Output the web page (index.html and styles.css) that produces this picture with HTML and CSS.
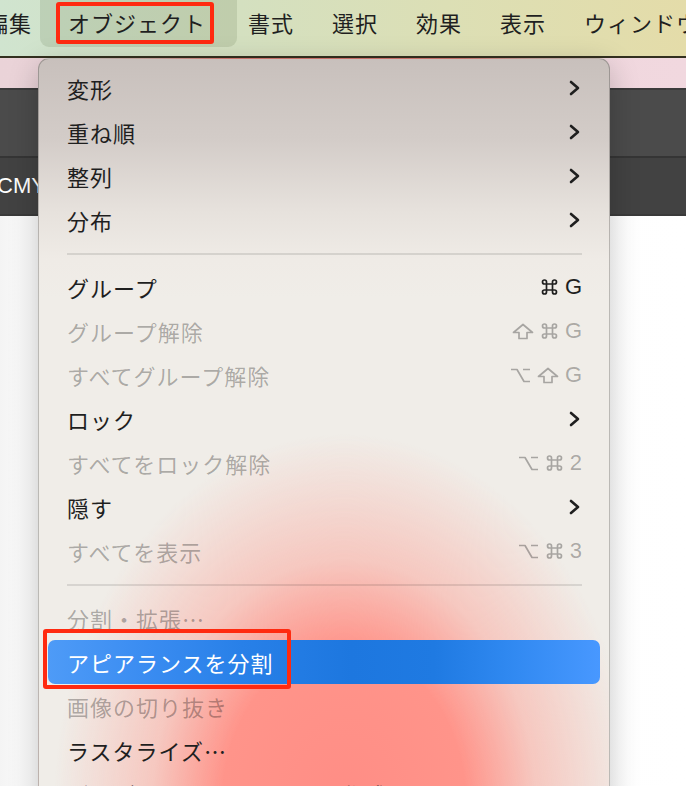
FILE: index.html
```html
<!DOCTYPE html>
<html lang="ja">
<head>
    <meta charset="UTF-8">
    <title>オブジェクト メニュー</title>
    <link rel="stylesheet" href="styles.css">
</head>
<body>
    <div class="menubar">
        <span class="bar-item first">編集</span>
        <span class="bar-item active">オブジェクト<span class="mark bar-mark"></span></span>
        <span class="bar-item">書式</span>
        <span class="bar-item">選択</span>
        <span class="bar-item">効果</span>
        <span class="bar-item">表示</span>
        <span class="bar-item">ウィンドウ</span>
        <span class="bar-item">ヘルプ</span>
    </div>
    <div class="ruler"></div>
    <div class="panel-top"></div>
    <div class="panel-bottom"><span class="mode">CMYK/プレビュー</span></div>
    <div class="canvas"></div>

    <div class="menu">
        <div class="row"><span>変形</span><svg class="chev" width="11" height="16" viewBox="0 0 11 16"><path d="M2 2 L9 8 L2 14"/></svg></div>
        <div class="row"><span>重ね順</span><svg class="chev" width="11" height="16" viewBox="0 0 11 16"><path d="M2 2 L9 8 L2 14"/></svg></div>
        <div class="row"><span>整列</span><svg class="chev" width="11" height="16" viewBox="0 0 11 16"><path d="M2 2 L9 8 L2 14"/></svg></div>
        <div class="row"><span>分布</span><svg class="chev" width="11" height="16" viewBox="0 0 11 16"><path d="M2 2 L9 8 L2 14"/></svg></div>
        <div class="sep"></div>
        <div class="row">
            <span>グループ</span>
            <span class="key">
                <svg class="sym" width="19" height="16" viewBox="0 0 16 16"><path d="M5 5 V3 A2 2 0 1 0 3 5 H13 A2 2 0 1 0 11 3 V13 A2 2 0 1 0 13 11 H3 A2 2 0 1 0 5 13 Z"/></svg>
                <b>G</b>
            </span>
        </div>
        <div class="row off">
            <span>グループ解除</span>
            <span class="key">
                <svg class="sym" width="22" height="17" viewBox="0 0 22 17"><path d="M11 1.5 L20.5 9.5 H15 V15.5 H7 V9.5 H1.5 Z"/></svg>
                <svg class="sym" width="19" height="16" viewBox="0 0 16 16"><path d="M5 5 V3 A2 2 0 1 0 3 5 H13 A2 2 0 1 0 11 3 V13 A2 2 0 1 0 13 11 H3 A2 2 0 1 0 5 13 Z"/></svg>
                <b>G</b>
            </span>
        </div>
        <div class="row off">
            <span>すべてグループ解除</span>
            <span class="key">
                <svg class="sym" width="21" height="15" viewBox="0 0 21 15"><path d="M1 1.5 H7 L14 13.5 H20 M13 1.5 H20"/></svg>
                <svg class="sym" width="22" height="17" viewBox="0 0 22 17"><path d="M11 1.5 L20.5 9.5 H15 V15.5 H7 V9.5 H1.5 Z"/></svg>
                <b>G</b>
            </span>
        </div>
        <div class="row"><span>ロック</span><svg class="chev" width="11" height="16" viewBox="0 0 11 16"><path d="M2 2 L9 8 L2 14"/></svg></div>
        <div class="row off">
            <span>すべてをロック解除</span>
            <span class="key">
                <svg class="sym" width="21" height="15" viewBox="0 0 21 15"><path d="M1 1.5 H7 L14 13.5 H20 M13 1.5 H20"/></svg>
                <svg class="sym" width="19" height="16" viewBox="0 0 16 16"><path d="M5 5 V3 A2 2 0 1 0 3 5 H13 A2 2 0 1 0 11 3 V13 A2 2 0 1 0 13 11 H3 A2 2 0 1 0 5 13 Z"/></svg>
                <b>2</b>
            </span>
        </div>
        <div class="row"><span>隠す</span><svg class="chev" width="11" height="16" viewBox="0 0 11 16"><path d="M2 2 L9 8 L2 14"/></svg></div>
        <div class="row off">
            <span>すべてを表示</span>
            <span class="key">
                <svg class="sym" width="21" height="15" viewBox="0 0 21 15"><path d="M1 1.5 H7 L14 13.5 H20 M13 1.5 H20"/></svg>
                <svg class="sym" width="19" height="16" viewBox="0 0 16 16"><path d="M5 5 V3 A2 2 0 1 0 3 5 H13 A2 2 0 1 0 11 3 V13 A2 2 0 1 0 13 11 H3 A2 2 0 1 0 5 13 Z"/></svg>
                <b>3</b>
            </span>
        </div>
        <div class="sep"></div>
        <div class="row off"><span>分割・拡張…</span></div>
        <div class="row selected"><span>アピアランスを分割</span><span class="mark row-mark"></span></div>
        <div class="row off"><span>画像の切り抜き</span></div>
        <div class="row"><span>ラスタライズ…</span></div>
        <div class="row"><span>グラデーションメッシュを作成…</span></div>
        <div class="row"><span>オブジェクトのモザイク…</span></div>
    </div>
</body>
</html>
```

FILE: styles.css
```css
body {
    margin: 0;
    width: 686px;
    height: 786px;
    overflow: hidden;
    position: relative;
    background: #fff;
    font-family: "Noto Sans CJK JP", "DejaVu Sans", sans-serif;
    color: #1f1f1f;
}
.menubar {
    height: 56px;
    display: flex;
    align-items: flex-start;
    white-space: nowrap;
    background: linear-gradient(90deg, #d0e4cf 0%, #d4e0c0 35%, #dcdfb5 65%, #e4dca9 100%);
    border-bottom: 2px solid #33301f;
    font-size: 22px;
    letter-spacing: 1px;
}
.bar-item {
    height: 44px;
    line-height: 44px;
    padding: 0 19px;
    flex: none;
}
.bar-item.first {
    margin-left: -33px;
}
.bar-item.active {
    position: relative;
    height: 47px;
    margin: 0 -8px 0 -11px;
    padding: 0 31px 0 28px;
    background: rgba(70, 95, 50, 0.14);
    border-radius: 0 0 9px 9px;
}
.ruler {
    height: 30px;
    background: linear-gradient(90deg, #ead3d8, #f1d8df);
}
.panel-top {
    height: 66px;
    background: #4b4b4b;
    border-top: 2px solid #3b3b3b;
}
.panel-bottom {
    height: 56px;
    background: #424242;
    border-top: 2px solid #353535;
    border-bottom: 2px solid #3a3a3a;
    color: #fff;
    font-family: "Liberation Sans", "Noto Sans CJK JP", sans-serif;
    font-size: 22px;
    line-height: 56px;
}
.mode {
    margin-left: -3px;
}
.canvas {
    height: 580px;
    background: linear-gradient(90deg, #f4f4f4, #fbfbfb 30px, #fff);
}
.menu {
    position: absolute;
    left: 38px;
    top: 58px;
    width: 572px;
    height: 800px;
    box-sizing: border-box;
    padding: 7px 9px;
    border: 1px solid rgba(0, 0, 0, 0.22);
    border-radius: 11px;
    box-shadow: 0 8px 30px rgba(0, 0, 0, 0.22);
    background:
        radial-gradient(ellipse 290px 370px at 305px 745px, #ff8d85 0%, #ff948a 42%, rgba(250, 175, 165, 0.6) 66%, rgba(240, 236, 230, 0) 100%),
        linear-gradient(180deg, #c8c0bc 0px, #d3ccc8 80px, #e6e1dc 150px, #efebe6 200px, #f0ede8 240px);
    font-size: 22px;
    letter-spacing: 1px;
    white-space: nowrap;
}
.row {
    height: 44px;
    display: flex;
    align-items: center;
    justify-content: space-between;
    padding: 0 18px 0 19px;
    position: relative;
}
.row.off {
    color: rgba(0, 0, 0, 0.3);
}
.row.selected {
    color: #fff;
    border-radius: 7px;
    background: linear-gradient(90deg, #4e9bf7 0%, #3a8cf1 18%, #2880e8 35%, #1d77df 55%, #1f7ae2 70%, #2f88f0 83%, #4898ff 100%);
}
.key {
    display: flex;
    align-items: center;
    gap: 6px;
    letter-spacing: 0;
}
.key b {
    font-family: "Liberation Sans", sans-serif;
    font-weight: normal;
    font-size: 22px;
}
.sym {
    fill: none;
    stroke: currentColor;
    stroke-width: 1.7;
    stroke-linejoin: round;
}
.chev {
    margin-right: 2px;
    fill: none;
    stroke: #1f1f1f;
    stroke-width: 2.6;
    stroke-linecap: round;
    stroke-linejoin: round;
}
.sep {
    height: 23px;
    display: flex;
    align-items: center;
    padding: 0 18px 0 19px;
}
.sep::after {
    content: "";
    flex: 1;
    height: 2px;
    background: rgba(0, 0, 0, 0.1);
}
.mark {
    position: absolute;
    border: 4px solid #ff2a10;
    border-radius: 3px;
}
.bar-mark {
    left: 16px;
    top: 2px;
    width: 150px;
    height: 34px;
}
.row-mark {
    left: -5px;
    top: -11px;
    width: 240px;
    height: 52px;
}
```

Problem:
Copy all lines from the material that contain "styles".

Response:
Output the web page (index.html and styles.css) that produces this picture with HTML and CSS.
    <link rel="stylesheet" href="styles.css">
FILE: styles.css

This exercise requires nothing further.